As for Gerrit Cole, while he was a recent Cy Young Winner, the pitcher who took home that award is not the one he is as things stand right now.

I would expect Cole to be an above-average starting pitcher next year, but it would be hard for me to think two additional years of aging and a UCL tear wouldn’t make me take the under on all three of these important underlying metrics.
Relying on both of these pitchers to also remain healthy and deal with no other issues without the normal ramp up of Spring Training is incredibly optimistic considering how frequently these injuries occur.
Another incredibly optimistic idea that the Yankees seem to be warming up to is the idea that their current staff can survive the initial weeks of the season without Rodon and then Cole.
The Yankees if everyone remains 100% healthy will have Ryan Yarbrough as their fifth starter; did this past Spring Training not show them how naive it would be to think there won’t be an injury in the ramp up period?
It took three criticial injuries to their rotation for Carlos Carrasco and Marcus Stroman to open the season with the team, and even Stroman ended up getting injured just a couple of weeks into the year.
Stroman would be re-inserted into the rotation because of injuries, as Ryan Yarbrough dealt with a lenghty injury that sidelined him for the entire summer.
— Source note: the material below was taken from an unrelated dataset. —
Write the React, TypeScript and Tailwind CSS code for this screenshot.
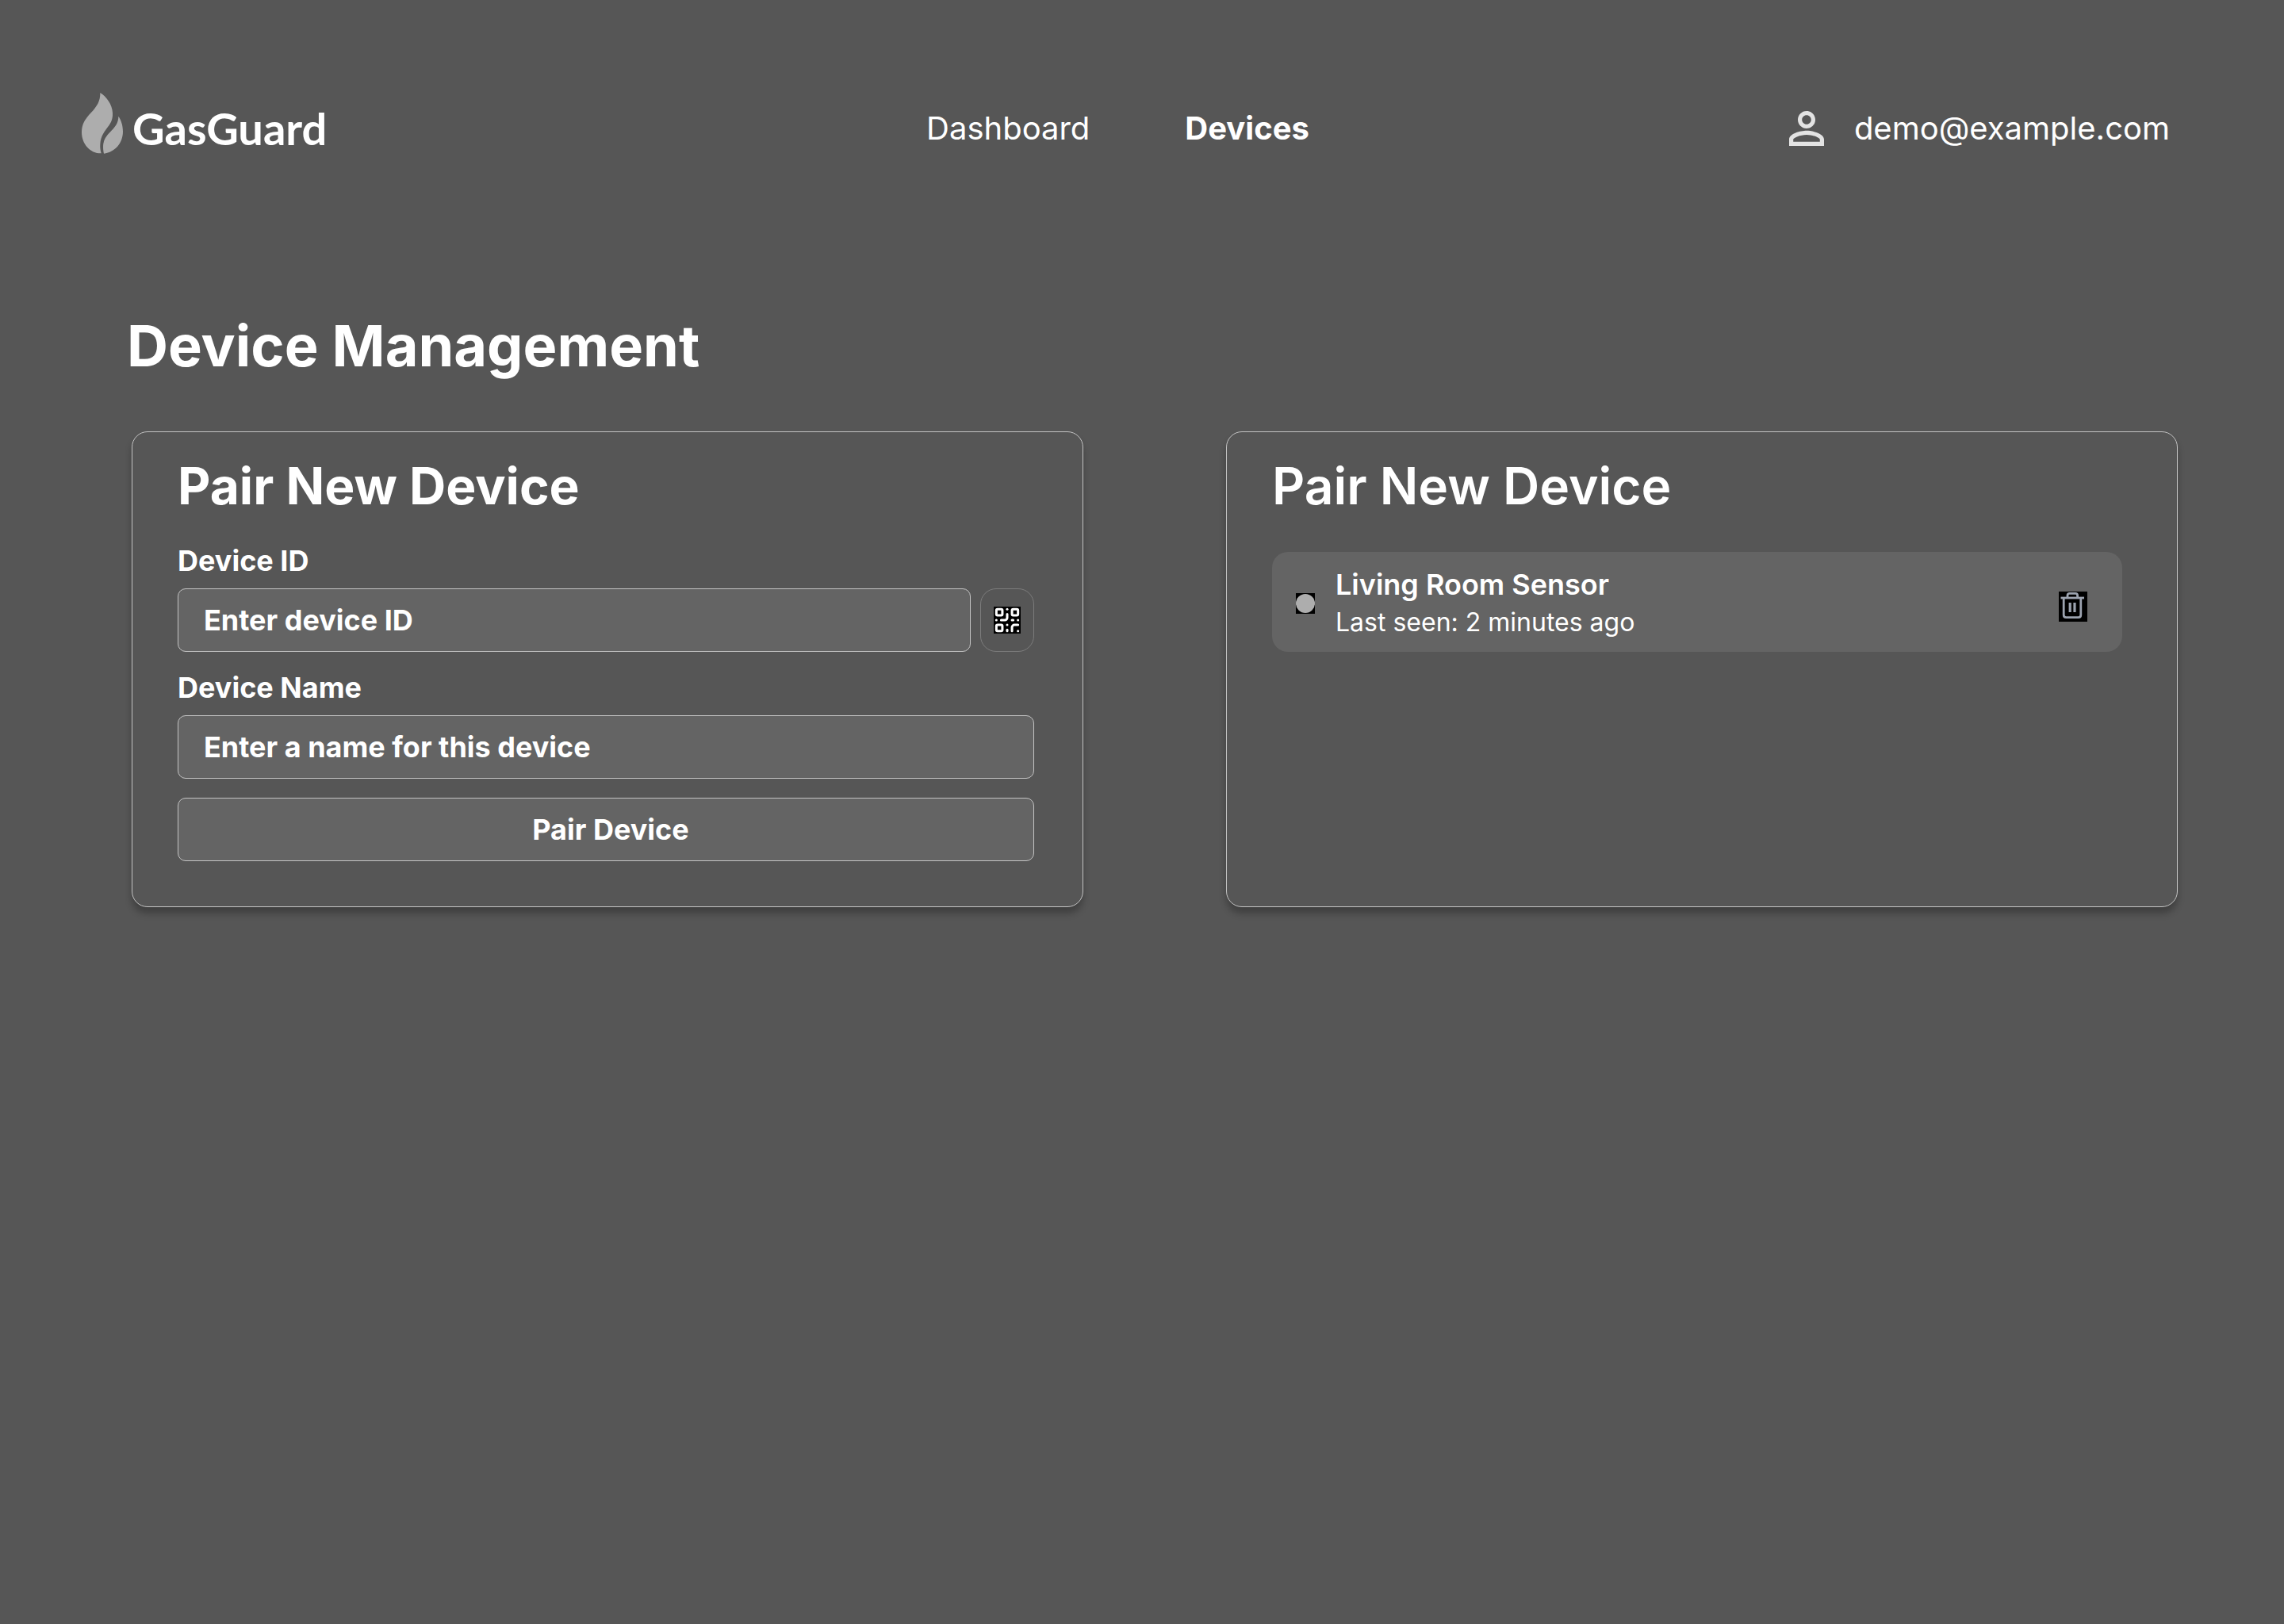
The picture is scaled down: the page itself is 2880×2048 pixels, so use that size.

Nine pitchers got starts for the Yankees over the course of the 2025 season; the idea that they should not or do not desperately need another rotation piece is a complacent idea that leads to the team not winning a title once again.
The bullpen currently consistst of three pitchers who the Yankees had on their roster last year but did not trust in big situations, two of them being left off the playoff roster altogether.
Cade Winquest has never pitched at the Major League level, and Tim Hill saw a steep regression in his effectivness against RHP and is another year older.
I’ve said before that this group doesn’t need depth, they have it in the form of Yerry De Los Santos and the returning starters who will eventually be pushed into reliever roles.
I also like the fliers they’ve taken, but they need one more lockdown arm for that bullpen, and they completely avoided the top and middle of the free agent market despite that need.
They want to trade for a starter and trade for a reliever, but what ammo do they have to pull off such a thing without completely wrecking their farm system?
The Pitching Staff Feels Like Another Third Base Outcome

The Yankees essentially bowed out of the top of the infield market when Willy Adames was off the board, which then spurred them to look into less expensive pieces.
Every infielder in that middle-market came with severe flaws, which is why the Yankees internally justified passing on these additions (including a very cheap Jorge Polanco contract) in order to find the right guy at the right price.
They ended up misjudging the market and completely striking out, and that’s how the pitching market is trending unless something dramatic changes.
Shane Baz, who has never been a reliable frontline starter, was essentially traded for three first round picks, do they suddenly think the Nationals would trade two years of MacKenzie Gore for anything short of a haul?
It seems like they’ll just take the approach of “we like what we have and didn’t like the market prices” when they backed themselves into a horrible corner on that front.

I really hope I’m wrong, but the middle-of-the-pack farm system that was already raided at the trade deadline doesn’t seem to have enough to give in a starter trade without blowing the whole group up.
We know the Yankees don’t want to do blow the farm up, and I get not wanting to do that since the Dodgers have shown having a strong farm is how you can consistently produce cheap talent or trade chips.
That being said, why not use money as your greatest asset to reel in productive players?
It’s an eternal battle between misguided but not completely inaccurate attacks on the Yankees’ current-day philosophy, which I believe starts with ownership.
The Yankees are always good and always competitive, but they are never the best team in the game and they will seemingly never go that extra mile to be it.
Another example is playing out in our eyes; in a market and baseball landscape where everyone is vulnerable, the Yankees choose to remain with the pack instead of standing out.